▸ **SOURCE MATERIAL**:

--- begin ---

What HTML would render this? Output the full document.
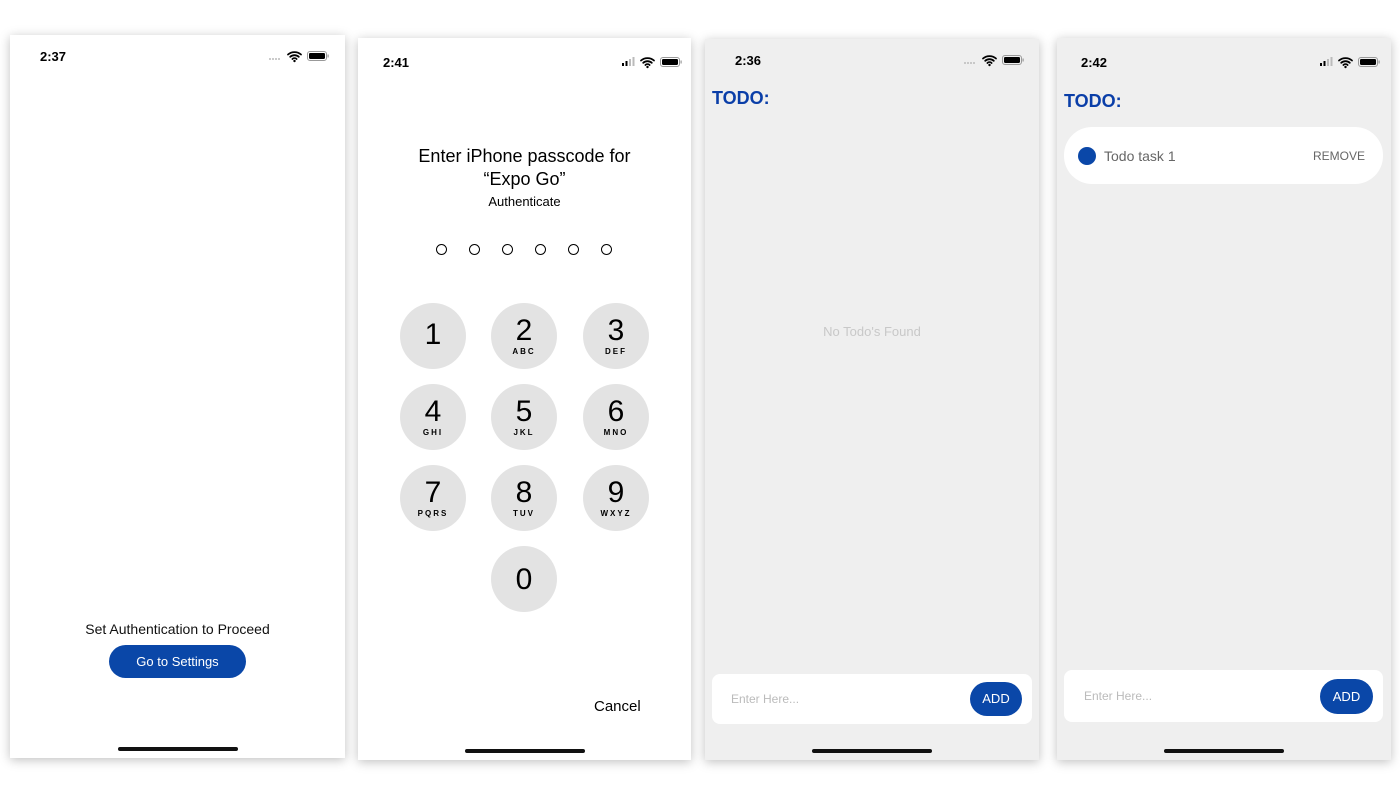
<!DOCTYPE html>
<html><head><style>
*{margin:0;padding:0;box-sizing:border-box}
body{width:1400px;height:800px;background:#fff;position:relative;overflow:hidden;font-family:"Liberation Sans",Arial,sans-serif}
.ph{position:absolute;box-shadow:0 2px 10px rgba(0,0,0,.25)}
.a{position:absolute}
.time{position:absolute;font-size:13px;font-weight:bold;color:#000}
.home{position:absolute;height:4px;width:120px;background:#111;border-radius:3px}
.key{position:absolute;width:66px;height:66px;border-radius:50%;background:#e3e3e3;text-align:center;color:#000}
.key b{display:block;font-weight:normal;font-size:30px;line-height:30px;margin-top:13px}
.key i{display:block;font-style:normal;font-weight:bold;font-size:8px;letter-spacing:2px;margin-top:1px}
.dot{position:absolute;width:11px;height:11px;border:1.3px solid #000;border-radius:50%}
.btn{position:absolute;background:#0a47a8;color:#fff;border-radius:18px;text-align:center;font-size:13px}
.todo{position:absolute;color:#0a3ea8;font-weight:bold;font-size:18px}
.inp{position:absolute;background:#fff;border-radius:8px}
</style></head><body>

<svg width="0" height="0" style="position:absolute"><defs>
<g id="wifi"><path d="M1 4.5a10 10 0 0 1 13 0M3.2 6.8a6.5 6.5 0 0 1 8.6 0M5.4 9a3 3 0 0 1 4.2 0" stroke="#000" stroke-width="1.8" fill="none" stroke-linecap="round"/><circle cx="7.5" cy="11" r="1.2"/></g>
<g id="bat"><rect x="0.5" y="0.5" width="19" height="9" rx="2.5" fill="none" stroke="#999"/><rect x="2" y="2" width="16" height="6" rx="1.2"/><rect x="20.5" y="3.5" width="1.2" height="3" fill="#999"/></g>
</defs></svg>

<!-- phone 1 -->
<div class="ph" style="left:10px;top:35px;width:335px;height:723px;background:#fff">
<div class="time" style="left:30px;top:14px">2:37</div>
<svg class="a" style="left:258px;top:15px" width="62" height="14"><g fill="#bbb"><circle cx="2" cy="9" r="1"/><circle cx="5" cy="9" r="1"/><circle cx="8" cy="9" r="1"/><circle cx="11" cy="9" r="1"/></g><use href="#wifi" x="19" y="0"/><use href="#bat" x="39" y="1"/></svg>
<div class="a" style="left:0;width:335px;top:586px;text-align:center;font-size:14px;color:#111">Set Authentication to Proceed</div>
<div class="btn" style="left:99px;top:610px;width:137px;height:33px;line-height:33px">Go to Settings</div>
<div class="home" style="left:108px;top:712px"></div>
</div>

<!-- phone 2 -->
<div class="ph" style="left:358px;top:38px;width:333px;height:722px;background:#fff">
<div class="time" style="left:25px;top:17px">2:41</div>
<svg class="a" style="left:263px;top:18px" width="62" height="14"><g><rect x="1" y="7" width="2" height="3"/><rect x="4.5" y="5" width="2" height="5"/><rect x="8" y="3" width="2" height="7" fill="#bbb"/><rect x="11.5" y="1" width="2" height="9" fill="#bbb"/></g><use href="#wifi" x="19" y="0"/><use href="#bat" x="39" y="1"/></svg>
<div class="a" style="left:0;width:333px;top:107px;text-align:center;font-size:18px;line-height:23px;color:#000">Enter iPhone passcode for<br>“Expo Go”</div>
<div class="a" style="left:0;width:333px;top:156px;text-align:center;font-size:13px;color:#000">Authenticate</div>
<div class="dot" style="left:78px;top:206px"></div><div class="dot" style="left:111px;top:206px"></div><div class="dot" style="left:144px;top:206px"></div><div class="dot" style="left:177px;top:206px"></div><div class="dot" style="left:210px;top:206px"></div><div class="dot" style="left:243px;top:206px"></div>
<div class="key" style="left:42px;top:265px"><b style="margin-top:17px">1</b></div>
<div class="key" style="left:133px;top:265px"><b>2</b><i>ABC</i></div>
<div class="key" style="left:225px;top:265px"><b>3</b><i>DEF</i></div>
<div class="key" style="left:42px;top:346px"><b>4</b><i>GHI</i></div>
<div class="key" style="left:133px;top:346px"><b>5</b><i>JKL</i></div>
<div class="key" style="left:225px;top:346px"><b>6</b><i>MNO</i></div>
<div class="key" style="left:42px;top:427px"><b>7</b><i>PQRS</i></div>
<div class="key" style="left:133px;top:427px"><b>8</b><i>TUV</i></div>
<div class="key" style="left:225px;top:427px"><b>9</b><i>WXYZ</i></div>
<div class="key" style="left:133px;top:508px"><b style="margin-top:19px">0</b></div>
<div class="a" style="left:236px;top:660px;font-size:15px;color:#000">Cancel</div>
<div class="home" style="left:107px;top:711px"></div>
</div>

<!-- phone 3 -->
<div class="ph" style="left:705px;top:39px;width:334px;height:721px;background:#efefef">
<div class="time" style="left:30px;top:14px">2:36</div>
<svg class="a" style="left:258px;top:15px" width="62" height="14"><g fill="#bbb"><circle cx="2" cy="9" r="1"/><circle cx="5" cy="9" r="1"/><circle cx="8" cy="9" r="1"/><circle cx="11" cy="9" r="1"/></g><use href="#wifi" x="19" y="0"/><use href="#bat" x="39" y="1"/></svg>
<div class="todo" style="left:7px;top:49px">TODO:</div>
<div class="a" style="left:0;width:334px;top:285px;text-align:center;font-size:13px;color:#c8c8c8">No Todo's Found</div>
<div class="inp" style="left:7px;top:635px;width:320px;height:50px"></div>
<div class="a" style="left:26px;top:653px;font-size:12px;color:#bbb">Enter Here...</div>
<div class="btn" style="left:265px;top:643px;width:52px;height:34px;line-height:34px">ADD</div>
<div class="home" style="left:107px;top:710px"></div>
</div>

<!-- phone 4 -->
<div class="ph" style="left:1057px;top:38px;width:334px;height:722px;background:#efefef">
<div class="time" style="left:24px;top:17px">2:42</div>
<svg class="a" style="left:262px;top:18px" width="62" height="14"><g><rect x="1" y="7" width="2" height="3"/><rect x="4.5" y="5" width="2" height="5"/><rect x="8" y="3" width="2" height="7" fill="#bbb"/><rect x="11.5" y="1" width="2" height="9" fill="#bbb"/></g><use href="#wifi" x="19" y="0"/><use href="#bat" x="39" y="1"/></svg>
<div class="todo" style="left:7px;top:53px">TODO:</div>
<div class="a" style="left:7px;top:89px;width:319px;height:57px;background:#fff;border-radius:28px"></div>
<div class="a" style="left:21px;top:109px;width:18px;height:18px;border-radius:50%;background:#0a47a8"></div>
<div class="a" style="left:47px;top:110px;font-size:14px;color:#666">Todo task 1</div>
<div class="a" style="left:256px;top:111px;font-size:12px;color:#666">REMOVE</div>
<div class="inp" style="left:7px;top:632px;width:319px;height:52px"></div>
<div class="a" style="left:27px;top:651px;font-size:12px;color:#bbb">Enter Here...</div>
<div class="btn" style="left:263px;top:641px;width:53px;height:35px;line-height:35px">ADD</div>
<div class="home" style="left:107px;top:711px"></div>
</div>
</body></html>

--- end ---
--- begin ---

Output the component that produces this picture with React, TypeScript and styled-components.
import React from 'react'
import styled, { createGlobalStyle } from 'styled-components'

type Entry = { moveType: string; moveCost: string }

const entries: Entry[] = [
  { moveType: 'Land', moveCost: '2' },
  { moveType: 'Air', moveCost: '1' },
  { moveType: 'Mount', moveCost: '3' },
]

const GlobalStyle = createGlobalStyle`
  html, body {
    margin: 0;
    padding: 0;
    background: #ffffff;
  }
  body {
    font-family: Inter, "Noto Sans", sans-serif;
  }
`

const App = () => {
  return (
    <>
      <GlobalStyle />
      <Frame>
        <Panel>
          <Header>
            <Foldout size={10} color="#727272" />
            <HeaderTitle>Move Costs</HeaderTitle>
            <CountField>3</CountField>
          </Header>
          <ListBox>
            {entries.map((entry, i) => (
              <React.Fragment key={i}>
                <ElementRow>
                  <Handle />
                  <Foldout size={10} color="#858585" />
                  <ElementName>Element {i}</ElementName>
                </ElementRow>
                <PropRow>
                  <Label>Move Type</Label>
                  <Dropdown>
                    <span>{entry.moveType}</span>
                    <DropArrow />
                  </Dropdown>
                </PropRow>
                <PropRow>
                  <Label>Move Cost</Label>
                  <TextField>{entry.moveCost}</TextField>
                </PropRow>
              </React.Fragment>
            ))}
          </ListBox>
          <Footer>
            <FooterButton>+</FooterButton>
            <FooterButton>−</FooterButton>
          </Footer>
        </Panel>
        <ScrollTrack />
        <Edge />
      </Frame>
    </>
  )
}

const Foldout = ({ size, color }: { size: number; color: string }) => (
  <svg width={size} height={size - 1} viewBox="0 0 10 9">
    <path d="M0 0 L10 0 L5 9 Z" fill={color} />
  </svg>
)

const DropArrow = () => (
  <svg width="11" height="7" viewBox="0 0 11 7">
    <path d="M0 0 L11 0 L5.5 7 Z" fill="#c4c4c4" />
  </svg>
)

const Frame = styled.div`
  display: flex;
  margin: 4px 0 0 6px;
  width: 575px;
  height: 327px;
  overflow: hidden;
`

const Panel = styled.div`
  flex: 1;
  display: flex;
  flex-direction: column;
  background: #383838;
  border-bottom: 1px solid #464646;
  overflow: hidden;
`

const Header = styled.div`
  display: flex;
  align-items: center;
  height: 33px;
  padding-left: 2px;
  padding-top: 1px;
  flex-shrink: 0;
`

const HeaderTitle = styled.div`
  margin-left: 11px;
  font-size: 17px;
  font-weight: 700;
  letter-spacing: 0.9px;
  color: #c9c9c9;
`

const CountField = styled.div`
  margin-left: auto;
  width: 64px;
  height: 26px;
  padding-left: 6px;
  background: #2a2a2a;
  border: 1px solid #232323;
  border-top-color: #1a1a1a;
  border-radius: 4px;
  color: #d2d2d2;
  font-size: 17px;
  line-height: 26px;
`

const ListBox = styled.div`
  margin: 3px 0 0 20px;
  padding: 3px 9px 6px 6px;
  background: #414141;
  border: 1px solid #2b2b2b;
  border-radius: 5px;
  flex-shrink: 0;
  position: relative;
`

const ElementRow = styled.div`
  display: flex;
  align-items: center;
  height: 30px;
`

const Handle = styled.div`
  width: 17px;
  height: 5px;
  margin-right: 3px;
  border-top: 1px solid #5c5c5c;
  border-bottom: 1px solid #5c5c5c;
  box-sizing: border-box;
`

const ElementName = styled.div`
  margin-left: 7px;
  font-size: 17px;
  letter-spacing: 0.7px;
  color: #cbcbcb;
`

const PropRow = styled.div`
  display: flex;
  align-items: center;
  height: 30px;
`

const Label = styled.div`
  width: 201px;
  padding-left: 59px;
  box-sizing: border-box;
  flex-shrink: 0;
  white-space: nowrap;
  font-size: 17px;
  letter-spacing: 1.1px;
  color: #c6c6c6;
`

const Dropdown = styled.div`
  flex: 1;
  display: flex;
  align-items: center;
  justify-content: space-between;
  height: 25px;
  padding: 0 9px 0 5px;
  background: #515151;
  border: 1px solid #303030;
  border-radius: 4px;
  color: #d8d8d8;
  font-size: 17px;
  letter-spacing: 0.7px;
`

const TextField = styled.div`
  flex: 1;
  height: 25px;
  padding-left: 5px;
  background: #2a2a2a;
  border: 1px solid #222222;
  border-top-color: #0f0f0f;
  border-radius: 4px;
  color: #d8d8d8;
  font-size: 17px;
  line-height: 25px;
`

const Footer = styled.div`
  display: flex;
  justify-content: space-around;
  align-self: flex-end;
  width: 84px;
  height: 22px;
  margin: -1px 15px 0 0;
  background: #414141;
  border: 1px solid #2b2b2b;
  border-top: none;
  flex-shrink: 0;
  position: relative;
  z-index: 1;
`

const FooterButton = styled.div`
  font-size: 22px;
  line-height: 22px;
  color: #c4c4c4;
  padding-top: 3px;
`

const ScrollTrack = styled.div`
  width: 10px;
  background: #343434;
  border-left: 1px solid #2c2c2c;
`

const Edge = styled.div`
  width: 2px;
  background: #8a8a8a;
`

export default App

--- end ---

▸ **OBJECTIVE**: Begin with the line containing "Output the component" and end with the line containing "string; moveCost: string"; repeat every line from start to finish exactly, and nothing outside them.

▸ **IN RESPONSE**:
Output the component that produces this picture with React, TypeScript and styled-components.
import React from 'react'
import styled, { createGlobalStyle } from 'styled-components'

type Entry = { moveType: string; moveCost: string }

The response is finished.